I’ve had a lot of work to do, and like many working Mums, in my efforts to savour as much time as possible with my daughter (she’s nearly 7 and I’m conscious that these carefree, innocent days of summer holidays are so fleeting and so precious) much of this has been squeezed into evenings. So blogging time seems to have vanished.

Yet I look back at some of my blog posts about last summer, and I’m so glad that I kept a record of our time rock-pooling and making potions on the beaches of the Lyn peninsula.


The crab linguine was delicious too. And it’s lovely to glance back at my crazily wild garden through the seasons and years.



So here’s my first answer:

Why do I write what I do?

I was already writing on a freelance basis for a number of magazines but looking to generate more work when I started blogging and initially I thought it made sense to have somewhere to refer make to when generating new work. Gradually though I began to discover many fascinating blogs, became interested in the virtual communities and loved ‘meeting’ people who seemed as passionate about growing and cooking food as myself. I gleaned all sorts of bits of info, from new healthy recipes to cook with my daughter to how to attract more bees and butterflies into my garden.

Increasingly my blog became both an indulgent pleasure and something of a diary. While I love writing about things I’m interested in – from cheese-making to medieval bread – for magazines, when writing my blog I can choose to focus even more on whatever I’m particularly enthusiastic about that day. Whether it’s making lip-balm, meeting buffalo or reviewing lovely books.


Often my passions are bizarrely linked of course, which brings me to:

How does my writing process work?

My ideas for magazine article can often pop into my mind at random times; booking swimming lessons for my daughter combined with enjoying reading about the criminal activities of Mr Toad in the Wind in the Willows to her led to my Take a Dip on the Wild Side piece for GreenParent. So obviously my blog posts may be triggered by even more bizarre bits and pieces.
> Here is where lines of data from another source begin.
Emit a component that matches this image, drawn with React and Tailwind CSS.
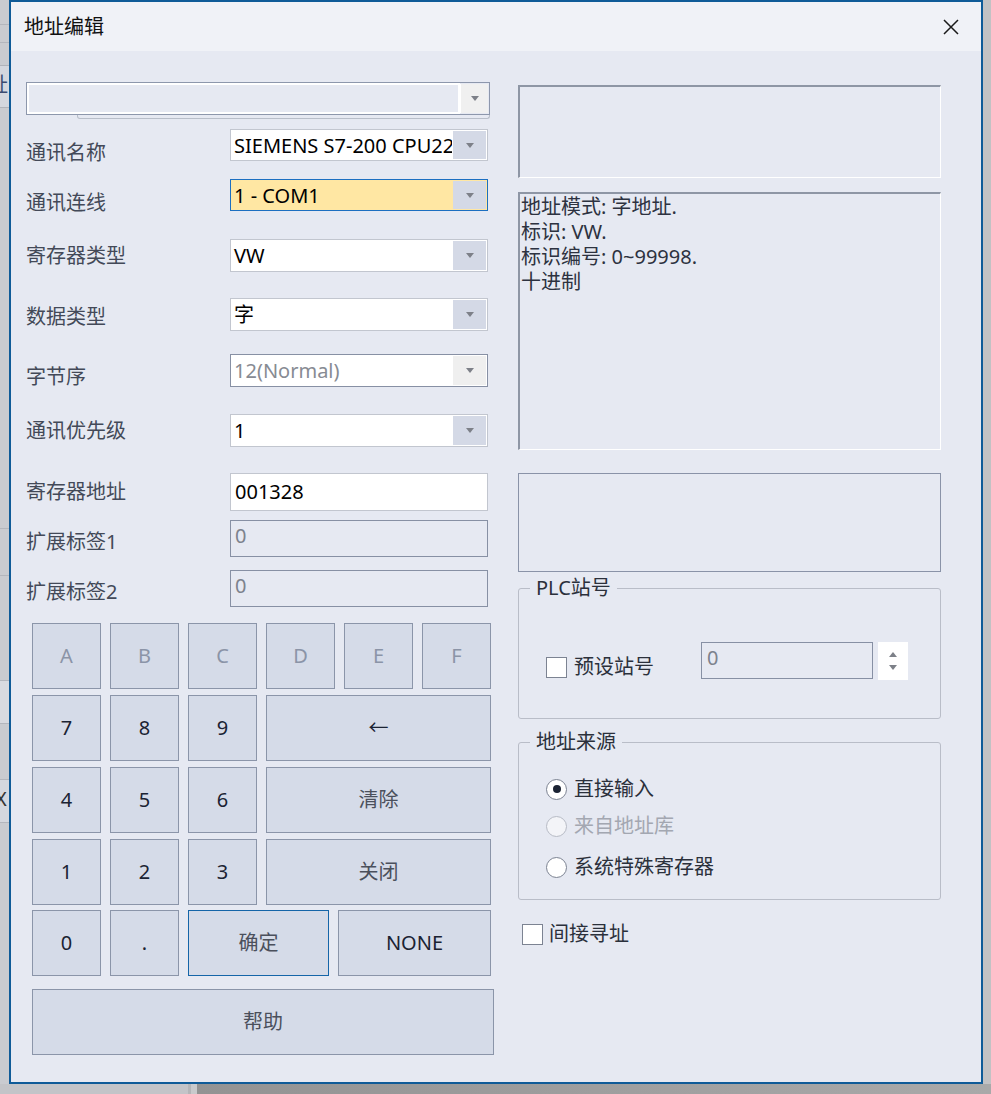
import React from 'react';

const Caret = ({ up }) => (
  <svg width="8" height="5" viewBox="0 0 8 5" className="block">
    <path d={up ? 'M0 5h8L4 0z' : 'M0 0h8L4 5z'} fill="#7d8088" />
  </svg>
);

const Select = ({ value, tone = 'normal' }) => {
  const box =
    tone === 'focus'
      ? 'border-[#1c6fc1] bg-[#ffe7a3]'
      : tone === 'disabled'
      ? 'border-[#8790a4] bg-white'
      : 'border-[#c2c6cf] bg-white';
  return (
    <div className={`flex h-full w-[258px] border ${box}`}>
      <div
        className={`min-w-0 flex-1 overflow-hidden whitespace-nowrap pl-[3px] text-[20px] leading-[31px] ${
          tone === 'disabled' ? 'text-[#878b93]' : 'text-black'
        }`}
      >
        {value}
      </div>
      <div
        className={`m-[1px] flex w-[33px] items-center justify-center ${
          tone === 'disabled' ? 'bg-[#efefef]' : 'bg-[#d4d9e6]'
        }`}
      >
        <Caret />
      </div>
    </div>
  );
};

const TextBox = ({ value, disabled }) => (
  <div
    className={`h-full w-[258px] border pl-[4px] text-[20px] leading-[24px] ${
      disabled
        ? 'border-[#8790a4] pt-[3px] text-[#7d828d]'
        : 'border-[#c2c6cf] bg-white pt-[6px] text-black'
    }`}
  >
    {value}
  </div>
);

const Row = ({ label, h, mt, lt, children }) => (
  <div className={`flex ${h} ${mt}`}>
    <div className={`w-[204px] text-[20px] leading-[24px] text-[#434958] ${lt}`}>{label}</div>
    {children}
  </div>
);

const Key = ({ children, className = '', tone = 'dark' }) => (
  <div
    className={`flex h-[66px] items-center justify-center border bg-[#d5dbe8] text-[20px] ${
      tone === 'focus' ? 'border-[#1565a8]' : 'border-[#8b95a9]'
    } ${
      tone === 'muted'
        ? 'text-[#8b94a7]'
        : tone === 'cjk' || tone === 'focus'
        ? 'text-[#4b505c]'
        : 'text-[#1b2333]'
    } ${className}`}
  >
    {children}
  </div>
);

const Check = () => <div className="h-[21px] w-[21px] shrink-0 border border-[#7c8392] bg-white" />;

const Radio = ({ checked, disabled }) => (
  <div
    className={`flex h-[21px] w-[21px] shrink-0 items-center justify-center rounded-full border ${
      disabled ? 'border-[#b7bbc5] bg-[#f3f4f8]' : 'border-[#7c8392] bg-white'
    }`}
  >
    {checked && <div className="h-[8px] w-[8px] rounded-full bg-[#1b2333]" />}
  </div>
);

const Legend = ({ children }) => (
  <span className="absolute left-[11px] top-[-13px] bg-[#e6e9f2] px-[6px] text-[20px] leading-[24px] text-[#2b303b]">
    {children}
  </span>
);

function LeftStrip() {
  return (
    <div className="flex h-[1084px] w-[9px] flex-col overflow-hidden bg-[#c9cbd0]">
      <div className="h-[24px] shrink-0" />
      <div className="h-[1px] shrink-0 bg-[#b3b6bd]" />
      <div className="h-[17px] shrink-0" />
      <div className="h-[1px] shrink-0 bg-[#b3b6bd]" />
      <div className="h-[22px] shrink-0" />
      <div className="h-[43px] shrink-0 overflow-hidden border-y border-[#b0b3ba] bg-[#d4d7de]">
        <div className="ml-[-12px] mt-[7px] text-[20px] leading-[24px] text-[#3a4a70]">址</div>
      </div>
      <div className="h-[420px] shrink-0" />
      <div className="h-[1px] shrink-0 bg-[#b3b6bd]" />
      <div className="h-[46px] shrink-0" />
      <div className="h-[1px] shrink-0 bg-[#b3b6bd]" />
      <div className="h-[104px] shrink-0" />
      <div className="h-[44px] shrink-0 border-y border-[#b3b6bd] bg-[#d8dae0]" />
      <div className="h-[55px] shrink-0" />
      <div className="h-[44px] shrink-0 overflow-hidden border-y border-[#b3b6bd] bg-[#d4d7de]">
        <div className="ml-[-5px] mt-[7px] text-[20px] leading-[24px] text-[#333]">X</div>
      </div>
      <div className="flex-1" />
    </div>
  );
}

export default function App() {
  return (
    <div className="h-[1094px] w-[991px] overflow-hidden bg-[#c2c2c4] font-['Noto_Sans','Noto_Sans_CJK_SC',sans-serif]">
      <div className="flex">
        <LeftStrip />
        <div className="flex h-[1084px] w-[974px] shrink-0 flex-col border-2 border-[#0f5b98] bg-[#e6e9f2]">
          {/* title bar */}
          <div className="flex h-[49px] shrink-0 items-center justify-between bg-[#f0f2f7] pl-[13px] pr-[22px]">
            <span className="text-[20px] leading-[24px] text-[#111]">地址编辑</span>
            <svg width="16" height="16" viewBox="0 0 16 16">
              <path d="M1 1L15 15M15 1L1 15" stroke="#1a1a1a" strokeWidth="1.5" />
            </svg>
          </div>

          <div className="flex pl-[15px]">
            {/* left column */}
            <div className="flex w-[468px] shrink-0 flex-col">
              <div className="mt-[31px] flex h-[33px] w-[464px] border border-[#8d97ac] bg-[#e6e9f2]">
                <div className="flex-1 border-2 border-white" />
                <div className="mr-[1px] mt-[1px] mb-[1px] flex w-[28px] items-center justify-center border-l border-white bg-[#f0f0f0]">
                  <Caret />
                </div>
              </div>
              <div className="ml-[51px] h-[4px] w-[413px] rounded-b-[3px] border-x border-b border-[#b8bec9]" />

              <Row label="通讯名称" h="h-[32px]" mt="mt-[10px]" lt="mt-[12px]">
                <Select value="SIEMENS S7-200 CPU22x" />
              </Row>
              <Row label="通讯连线" h="h-[32px]" mt="mt-[18px]" lt="mt-[12px]">
                <Select value="1 - COM1" tone="focus" />
              </Row>
              <Row label="寄存器类型" h="h-[33px]" mt="mt-[28px]" lt="mt-[5px]">
                <Select value="VW" />
              </Row>
              <Row label="数据类型" h="h-[33px]" mt="mt-[26px]" lt="mt-[7px]">
                <Select value="字" />
              </Row>
              <Row label="字节序" h="h-[33px]" mt="mt-[23px]" lt="mt-[11px]">
                <Select value="12(Normal)" tone="disabled" />
              </Row>
              <Row label="通讯优先级" h="h-[33px]" mt="mt-[27px]" lt="mt-[5px]">
                <Select value="1" />
              </Row>
              <Row label="寄存器地址" h="h-[38px]" mt="mt-[26px]" lt="mt-[7px]">
                <TextBox value="001328" />
              </Row>
              <Row label="扩展标签1" h="h-[37px]" mt="mt-[9px]" lt="mt-[10px]">
                <TextBox value="0" disabled />
              </Row>
              <Row label="扩展标签2" h="h-[37px]" mt="mt-[13px]" lt="mt-[10px]">
                <TextBox value="0" disabled />
              </Row>

              {/* keypad */}
              <div className="ml-[6px] mt-[16px] flex flex-col">
                <div className="flex gap-[9px]">
                  {['A', 'B', 'C', 'D', 'E', 'F'].map((k) => (
                    <Key key={k} tone="muted" className="w-[69px]">
                      {k}
                    </Key>
                  ))}
                </div>
                <div className="mt-[6px] flex gap-[9px]">
                  <Key className="w-[69px]">7</Key>
                  <Key className="w-[69px]">8</Key>
                  <Key className="w-[69px]">9</Key>
                  <Key className="w-[225px]">←</Key>
                </div>
                <div className="mt-[6px] flex gap-[9px]">
                  <Key className="w-[69px]">4</Key>
                  <Key className="w-[69px]">5</Key>
                  <Key className="w-[69px]">6</Key>
                  <Key tone="cjk" className="w-[225px]">清除</Key>
                </div>
                <div className="mt-[6px] flex gap-[9px]">
                  <Key className="w-[69px]">1</Key>
                  <Key className="w-[69px]">2</Key>
                  <Key className="w-[69px]">3</Key>
                  <Key tone="cjk" className="w-[225px]">关闭</Key>
                </div>
                <div className="mt-[5px] flex gap-[9px]">
                  <Key className="w-[69px]">0</Key>
                  <Key className="w-[69px]">.</Key>
                  <Key tone="focus" className="w-[141px]">确定</Key>
                  <Key className="w-[153px]">NONE</Key>
                </div>
                <Key tone="cjk" className="mt-[13px] w-[462px]">帮助</Key>
              </div>
            </div>

            {/* right column */}
            <div className="ml-[24px] flex w-[423px] shrink-0 flex-col">
              <div className="mt-[34px] h-[93px] border-b border-l-2 border-r border-t-2 border-b-white border-l-[#8e96a5] border-r-white border-t-[#8e96a5]" />
              <div className="mt-[14px] h-[258px] border-b border-l-2 border-r border-t-2 border-b-white border-l-[#8e96a5] border-r-white border-t-[#8e96a5] pl-[1px] text-[20px] leading-[25px] text-[#2d3240]">
                <div>地址模式: 字地址.</div>
                <div>标识: VW.</div>
                <div>标识编号: 0~99998.</div>
                <div>十进制</div>
              </div>
              <div className="mt-[23px] h-[99px] border border-[#8a93a8]" />

              <div className="relative mt-[16px] h-[131px] rounded-[3px] border border-[#b9bdc8]">
                <Legend>PLC站号</Legend>
                <div className="flex items-start pl-[27px] pt-[53px]">
                  <div className="mt-[13px] flex w-[155px] items-center gap-[7px]">
                    <Check />
                    <span className="text-[20px] leading-[24px] text-[#2b303b]">预设站号</span>
                  </div>
                  <div className="h-[37px] w-[172px] border border-[#8790a4] pl-[5px] pt-[3px] text-[20px] leading-[24px] text-[#7d828d]">
                    0
                  </div>
                  <div className="ml-[5px] flex h-[38px] w-[30px] flex-col items-center justify-center gap-[8px] bg-white">
                    <Caret up />
                    <Caret />
                  </div>
                </div>
              </div>

              <div className="relative mt-[23px] h-[158px] rounded-[3px] border border-[#b9bdc8]">
                <Legend>地址来源</Legend>
                <div className="flex flex-col pl-[27px] pt-[34px]">
                  <div className="flex h-[24px] items-center gap-[7px]">
                    <Radio checked />
                    <span className="text-[20px] leading-[24px] text-[#2b303b]">直接输入</span>
                  </div>
                  <div className="mt-[13px] flex h-[24px] items-center gap-[7px]">
                    <Radio disabled />
                    <span className="text-[20px] leading-[24px] text-[#a3a7b1]">来自地址库</span>
                  </div>
                  <div className="mt-[17px] flex h-[24px] items-center gap-[7px]">
                    <Radio />
                    <span className="text-[20px] leading-[24px] text-[#2b303b]">系统特殊寄存器</span>
                  </div>
                </div>
              </div>

              <div className="ml-[4px] mt-[22px] flex h-[24px] items-center gap-[6px]">
                <Check />
                <span className="text-[20px] leading-[24px] text-[#2b303b]">间接寻址</span>
              </div>
            </div>
          </div>
        </div>
        <div className="h-[1084px] flex-1 bg-[#c2c2c4]" />
      </div>
      <div className="flex h-[10px]">
        <div className="w-[188px] bg-[#c3c4c8]" />
        <div className="w-[3px] bg-[#b4b5b8]" />
        <div className="w-[6px] bg-[#c9cacc]" />
        <div className="flex-1 bg-gradient-to-r from-[#939393] to-[#a9a9a9]" />
      </div>
    </div>
  );
}
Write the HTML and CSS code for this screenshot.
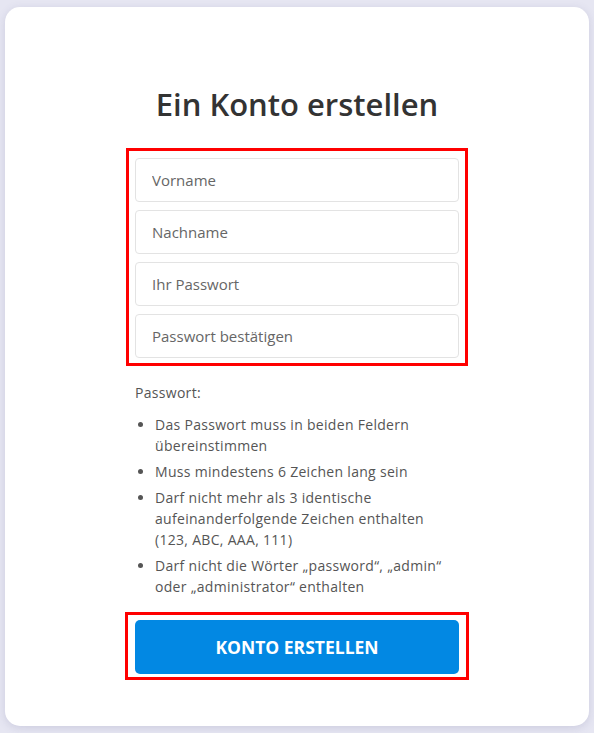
FILE: index.html
```html
<!DOCTYPE html>
<html lang="de">
<head>
    <meta charset="UTF-8">
    <meta name="viewport" content="width=device-width, initial-scale=1.0">
    <title>Ein Konto erstellen</title>
    <link rel="stylesheet" href="styles.css">
</head>
<body>
    <div class="card">
        <h1>Ein Konto erstellen</h1>
        <form id="signupForm">
            <div class="field-box">
                <input type="text" name="firstname" placeholder="Vorname">
                <input type="text" name="lastname" placeholder="Nachname">
                <input type="password" name="password" placeholder="Ihr Passwort">
                <input type="password" name="password2" placeholder="Passwort bestätigen">
            </div>

            <div class="rules">
                <p>Passwort:</p>
                <ul>
                    <li>Das Passwort muss in beiden Feldern übereinstimmen</li>
                    <li>Muss mindestens 6 Zeichen lang sein</li>
                    <li>Darf nicht mehr als 3 identische aufeinanderfolgende Zeichen enthalten (123, ABC, AAA, 111)</li>
                    <li>Darf nicht die Wörter „password“, „admin“ oder „administrator“ enthalten</li>
                </ul>
            </div>

            <div class="button-box">
                <button type="submit">Konto erstellen</button>
            </div>
        </form>
    </div>
</body>
</html>
```

FILE: styles.css
```css
body {
    margin: 0;
    padding: 7px 5px;
    background: #e6e6f2;
    font-family: 'Open Sans', sans-serif;
    color: #444;
}

.card {
    background: #fff;
    border-radius: 15px;
    box-shadow: 0 2px 8px rgba(90, 90, 140, 0.18);
    height: 719px;
    box-sizing: border-box;
    padding-top: 77px;
}

h1 {
    margin: 0 0 24px;
    text-align: center;
    font-size: 31px;
    font-weight: 600;
    color: #333;
    line-height: 40px;
}

form {
    width: 342px;
    margin: 0 auto;
}

.field-box {
    border: 3px solid #ff0000;
    padding: 7px 6px 5px;
    display: flex;
    flex-direction: column;
    gap: 8px;
}

input {
    height: 44px;
    box-sizing: border-box;
    border: 1px solid #e3e3e3;
    border-radius: 4px;
    padding: 0 16px;
    font-family: inherit;
    font-size: 15px;
    color: #333;
}

input::placeholder {
    color: #666;
}

.rules {
    padding: 0 13px 0 9px;
    font-size: 14px;
    letter-spacing: 0.3px;
    color: #555;
    line-height: 21px;
}

.rules p {
    margin: 16px 0 11px;
}

.rules ul {
    margin: 0;
    padding-left: 20px;
}

.rules li {
    margin-bottom: 5px;
}

.button-box {
    border: 3px solid #ff0000;
    margin: 15px -1px 0;
    padding: 5px 7px 3px;
}

button {
    display: block;
    width: 100%;
    height: 54px;
    background: #0288e3;
    color: #fff;
    border: none;
    border-radius: 5px;
    font-family: inherit;
    font-size: 17.5px;
    font-weight: 700;
    text-transform: uppercase;
    cursor: pointer;
}
```
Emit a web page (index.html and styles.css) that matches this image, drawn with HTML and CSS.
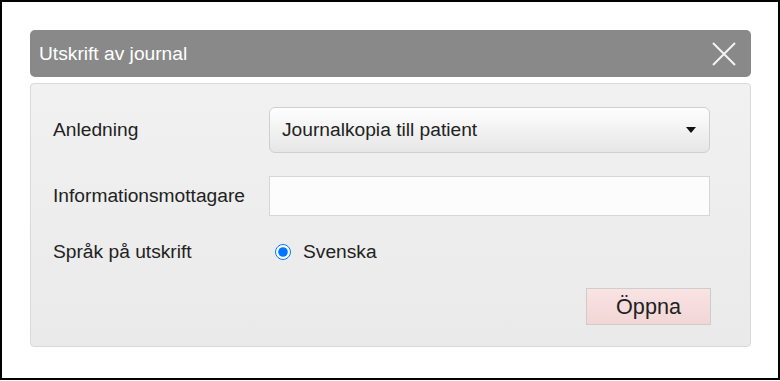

Being amused by post-it notes in my daughter’s book led to Bread and Jam for Ruby and while cycling or walking I’m always spotting edible goodies in hedgerows that lead to much cooking and writing activity.


As for the actual writing, I agree with Sarah of the Garden Deli that writing the first paragraph of anything is always the hardest. I may have progressed ( a teeny bit) from my student days of scoffing a whole packet of hobnobs while struggling to churn out an essay but I still reward myself with a mid morning espresso pot or a potter around outside to pick some raspberries when I’ve got past the tricky bit.

What am I working on?

Well, I have lots of lovely unhomogenised full-fat milk in the fridge which I really need to turn into brie in order to write an article very soon. Then there’s the sloe gin piece. While I’m looking forward to finishing reading an inspiring book about living off the land, A Little Piece of England, ready for a review. Lots more ideas rattling round in my befuddled head too.

All of which will happily distract me from those school labels and collecting the PE kit …

And now I’ll pass the blog-hopping baton onto Chava, a great photographer who’s taken the best of the pics in this post (including the veggie flowers/seedheads) and who writes a beautiful vegan food blog at Flavour Photos. Chava’s cooking and recipes are wonderful, equally tempting whether you’re vegetarian, vegan or carnivorous. Delicious too I can confirm, having enjoyed several bring and share vegetarian suppers with her.